Wales’s environmental footprint heads the list. However if we were to succeed in closing the prosperity gap between Wales and the rest of the UK, an increase in our environmental footprint would be a well-nigh inevitable consequence. Improving our primitive road network, for example within Wales and between north and south, would in all probability increase our carbon emissions, unless we produce new sustainable fuels – and Wales is not likely to manage that on its own.

WWF and other environmental organisations complain that the Welsh Government’s legislative proposals place insufficient emphasis on reducing our global ecological footprint. Here is an excellent example of transferring a UK policy automatically to the Welsh context, with no attempt to think creatively about the specific problems and priorities of Wales. In this mind set the economy comes third and not first.

What, therefore, should be the foundations of the new Sustainable Development Act? In other words, what kind of Wales do we wish to see? Here are two options. The first is to commit to our present route:

  • Emphasise environmental conservation and living within global limits.
  • Develop a range of locally-based enterprises which conform strictly to the sustainable development template and gain brownie points from environmentalists and within the UN Network of Regions for Sustainable Development.
  • Reject economic growth as a key consideration.
  • Accept Wales’ dependence on fiscal transfers from Westminster, with all w that implies for our  constitutional aspirations.

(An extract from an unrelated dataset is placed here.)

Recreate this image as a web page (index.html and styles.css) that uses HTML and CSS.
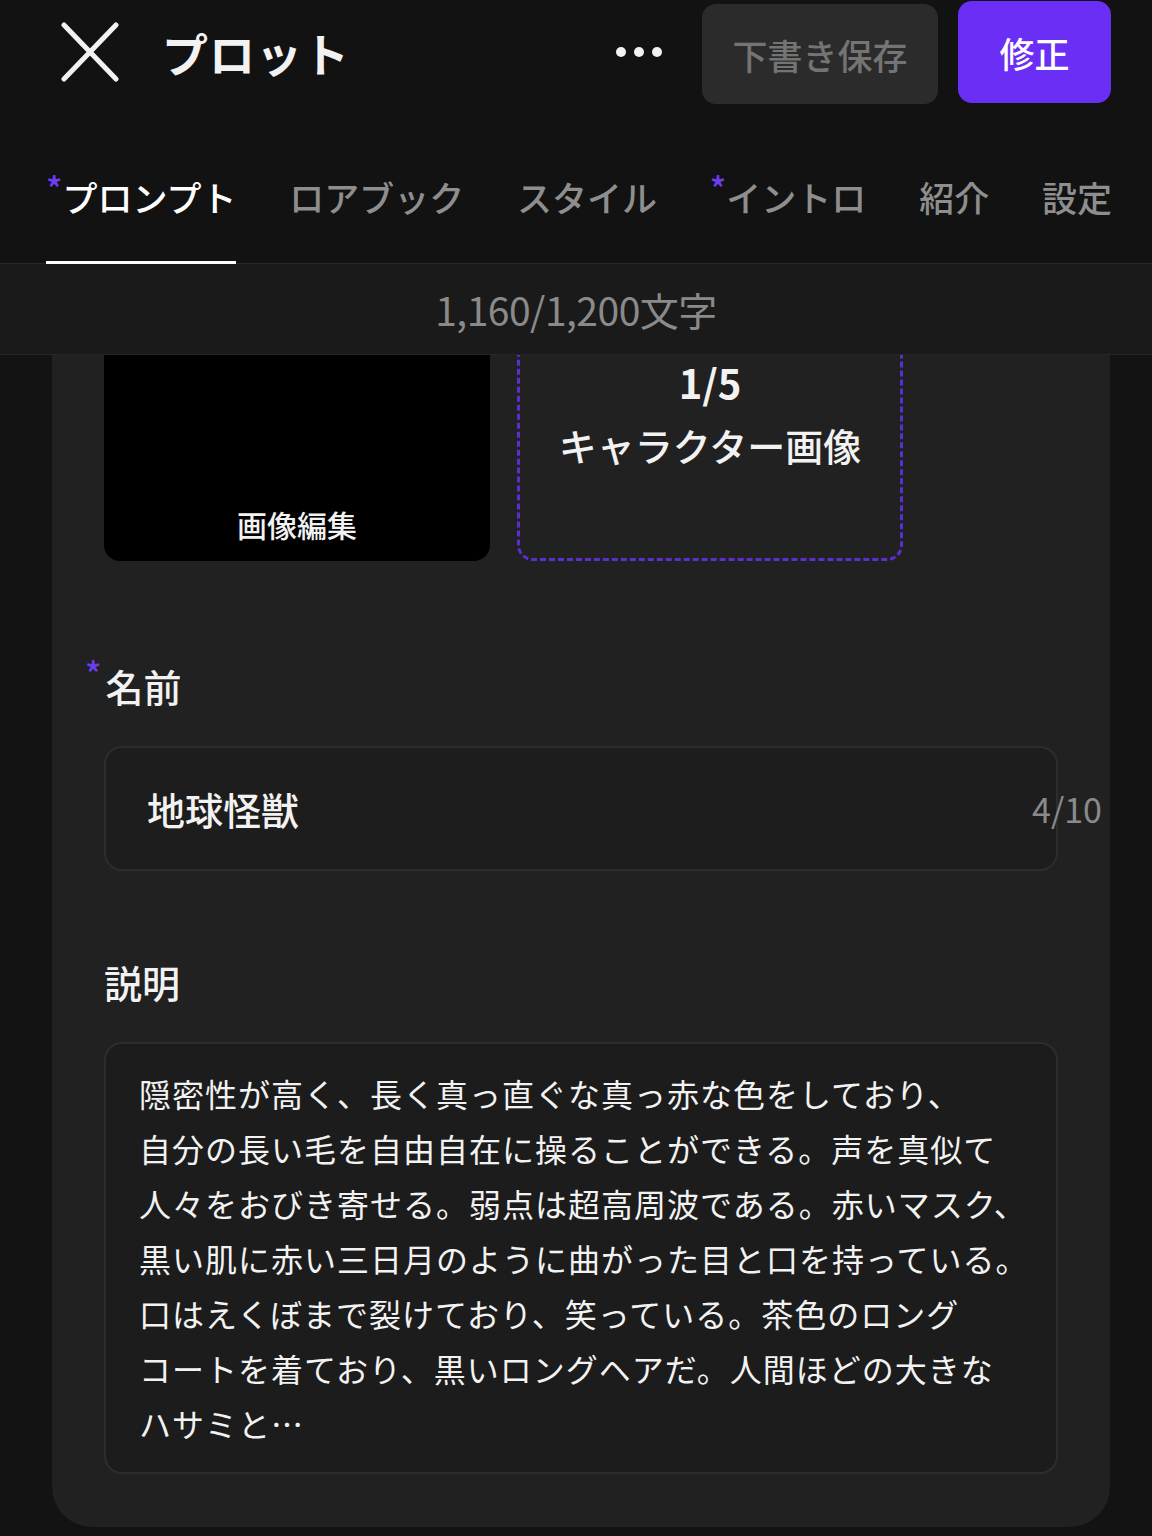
FILE: index.html
```html
<!DOCTYPE html>
<html lang="ja">
<head>
    <meta charset="UTF-8">
    <title>プロット</title>
    <link rel="stylesheet" href="styles.css">
</head>
<body>

    <div class="header">
        <div class="close">
            <svg width="60" height="60" viewBox="0 0 60 60">
                <path d="M4 3 L56 57 M56 3 L4 57" stroke="#f2f2f2" stroke-width="5" stroke-linecap="round" fill="none"/>
            </svg>
        </div>
        <div class="title">プロット</div>
        <div class="more"><span></span><span></span><span></span></div>
        <div class="btn btn-draft">下書き保存</div>
        <div class="btn btn-save">修正</div>
    </div>

    <ul class="tabs">
        <li class="active"><i>*</i>プロンプト</li>
        <li>ロアブック</li>
        <li>スタイル</li>
        <li><i>*</i>イントロ</li>
        <li>紹介</li>
        <li>設定</li>
    </ul>

    <div class="count-bar">1,160/1,200文字</div>

    <div class="main">
        <div class="card">
            <div class="tiles">
                <div class="tile tile-img">画像編集</div>
                <div class="tile tile-add">
                    <div class="num">1/5</div>
                    <div class="label">キャラクター画像</div>
                </div>
            </div>

            <div class="field-label"><i>*</i>名前</div>
            <div class="input">
                <span class="value">地球怪獣</span>
                <span class="limit">4/10</span>
            </div>

            <div class="field-label">説明</div>
            <div class="textarea">
                隠密性が高く、長く真っ直ぐな真っ赤な色をしており、<br>
                自分の長い毛を自由自在に操ることができる。声を真似て<br>
                人々をおびき寄せる。弱点は超高周波である。赤いマスク、<br>
                黒い肌に赤い三日月のように曲がった目と口を持っている。<br>
                口はえくぼまで裂けており、笑っている。茶色のロング<br>
                コートを着ており、黒いロングヘアだ。人間ほどの大きな<br>
                ハサミと…
            </div>
        </div>
    </div>

</body>
</html>
```

FILE: styles.css
```css
body,ul,li{ margin: 0; padding: 0; }
li{ list-style: none; }
i{ font-style: normal; }

body{
    width: 1152px;
    height: 1536px;
    overflow: hidden;
    background: #131313;
    color: #f2f2f2;
    font-family: "Noto Sans CJK JP", "Noto Sans", sans-serif;
}

/* 顶部栏 */
.header{
    height: 104px;
    display: flex;
    align-items: center;
    padding: 0 41px 0 60px;
    background: #121212;
}

.header .close{
    width: 60px;
    height: 60px;
    margin-right: 42px;
}

.header .close svg{ display: block; }

.header .title{
    font-size: 46px;
    font-weight: 700;
    letter-spacing: 1px;
    flex: 1;
}

.header .more{
    display: flex;
    gap: 8px;
    margin-right: 40px;
}

.header .more span{
    width: 10px;
    height: 10px;
    border-radius: 50%;
    background: #f2f2f2;
}

.header .btn{
    height: 100px;
    border-radius: 14px;
    display: flex;
    align-items: center;
    justify-content: center;
    font-size: 35px;
    font-weight: 500;
}

.header .btn-draft{
    width: 236px;
    background: #2b2b2b;
    color: #747474;
    margin-right: 20px;
    margin-top: 4px;
}

.header .btn-save{
    width: 153px;
    height: 102px;
    background: #6b2ef5;
    color: #fff;
}

/* 标签栏 */
.tabs{
    display: flex;
    justify-content: space-between;
    padding: 0 40px 0 46px;
    border-bottom: 1px solid #272727;
    background: #121212;
}

.tabs li{
    font-size: 35px;
    font-weight: 500;
    line-height: 48px;
    color: #8e8e8e;
    padding: 69px 0 40px;
    border-bottom: 3px solid transparent;
    margin-bottom: -1px;
}

.tabs li.active{
    color: #fff;
    border-bottom-color: #fff;
}

.tabs li i,
.field-label i{
    color: #6b3cf0;
    font-size: 34px;
    vertical-align: top;
    line-height: 1;
    position: relative;
    top: -2px;
}

/* 字数统计 */
.count-bar{
    height: 90px;
    display: flex;
    align-items: center;
    justify-content: center;
    background: #1a1a1a;
    border-bottom: 1px solid #262626;
    color: #8a8a8a;
    font-size: 39px;
    letter-spacing: -0.5px;
}

/* 内容区 */
.main{
    height: 1180px;
    overflow: hidden;
}

.card{
    margin: -180px 42px 0 52px;
    padding: 0 52px 53px;
    background: #212121;
    border-radius: 0 0 40px 40px;
}

.tiles{
    display: flex;
    gap: 27px;
}

.tile{
    width: 386px;
    height: 386px;
    border-radius: 16px;
    box-sizing: border-box;
}

.tile-img{
    background: #000;
    display: flex;
    align-items: flex-end;
    justify-content: center;
    padding-bottom: 17px;
    font-size: 30px;
    font-weight: 500;
    line-height: 40px;
}

.tile-add{
    border: 3px dashed #5a2fd0;
    display: flex;
    flex-direction: column;
    align-items: center;
    justify-content: flex-end;
    padding-bottom: 86px;
}

.tile-add .num{
    font-size: 40px;
    font-weight: 700;
    line-height: 46px;
}

.tile-add .label{
    font-size: 38px;
    font-weight: 500;
    line-height: 54px;
    margin-top: 13px;
}

.field-label{
    font-size: 38px;
    font-weight: 500;
    line-height: 52px;
    margin-top: 99px;
}

.field-label i{
    margin-left: -19px;
    margin-right: 4px;
    top: -4px;
}

.field-label + .input,
.field-label + .textarea{
    margin-top: 34px;
}

.input{
    height: 125px;
    box-sizing: border-box;
    border: 2px solid #2d2d2d;
    border-radius: 18px;
    background: #1d1d1d;
    display: flex;
    align-items: center;
    padding-left: 41px;
}

.input .value{
    flex: 1;
    font-size: 38px;
    font-weight: 500;
}

.input .limit{
    font-size: 34px;
    color: #8a8a8a;
    margin-right: -46px;
}

.input + .field-label{
    margin-top: 85px;
}

.textarea{
    height: 432px;
    box-sizing: border-box;
    border: 2px solid #2d2d2d;
    border-radius: 18px;
    background: #1c1c1c;
    padding: 22px 10px 0 33px;
    font-size: 32px;
    line-height: 55px;
    letter-spacing: 1px;
}
```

Or we can be much more ambitious:

  • Use sustainable development as an engine for improving economic performance and creating a new industrial revolution in Wales.
  • Accept the need for compromise in conserving the environment, particularly the visual landscape.
  • Over time to wean ourselves off our dependence on the UK Treasury.
  • Keep our constitutional options open according to what is advantageous for Wales.

I favour the second option, and recommend the following underpinning principles for the proposed Sustainable Development Act:

  • Target and support environmental sectors which can contribute to economic growth.
  • Create a planning and regulatory framework which will facilitate and accelerate the sector’s development.
  • Develop and sustain our environmental assets, including water and energy, for the economic benefit of the nation.
  • Establish a hierarchy of considerations which will rank climate change, biodiversity and control of pollution higher than considerations of (subjective) visual aesthetics.
  • Develop expertise in predicting and analysing international and European policy trends so as to help set the direction for our economic development.
  • Ensure that Welsh businesses are aware of and informed about these trends and are thus able to take advantage of them.
  • Ensure that understanding sustainablity is a key element in the curriculum at all levels, so as to create a nation well-versed in the field.
  • Accept that the well-being of the natural environment must be placed in the context of the necessity of improving Wales’s economic performance.
  • Set per capita GVA and economic growth within a wider framework of sustainable development indicators.
  • Do everything possible to ensure that the result of economic success is strongly linked to social justice and community regeneration.

Cynog Dafis is the former Plaid MP for Ceredigion and AM for the Mid and West Wales region. This is an edited version of a speech he delivered at the National Eisteddfod 'Maes Gwyrdd' last August.

13 thoughts on “Sacred landscape and Sustainable Development

  1. I’m broadly in agreement with you Cynog. In particular, I quite see the schizophrenic nature of the Welsh view of itself, its future and sustainability. On the one hand I see the unrealistic belief that Wales should support the ‘Loving spoon and laver bread’ economy of rural, tourism based, projects. On the other I see the well organised and effective protest against all things that might bring real prosperity to the whole of Wales… and by that I mean all of its constituent parts not just the well populated areas of the South and East.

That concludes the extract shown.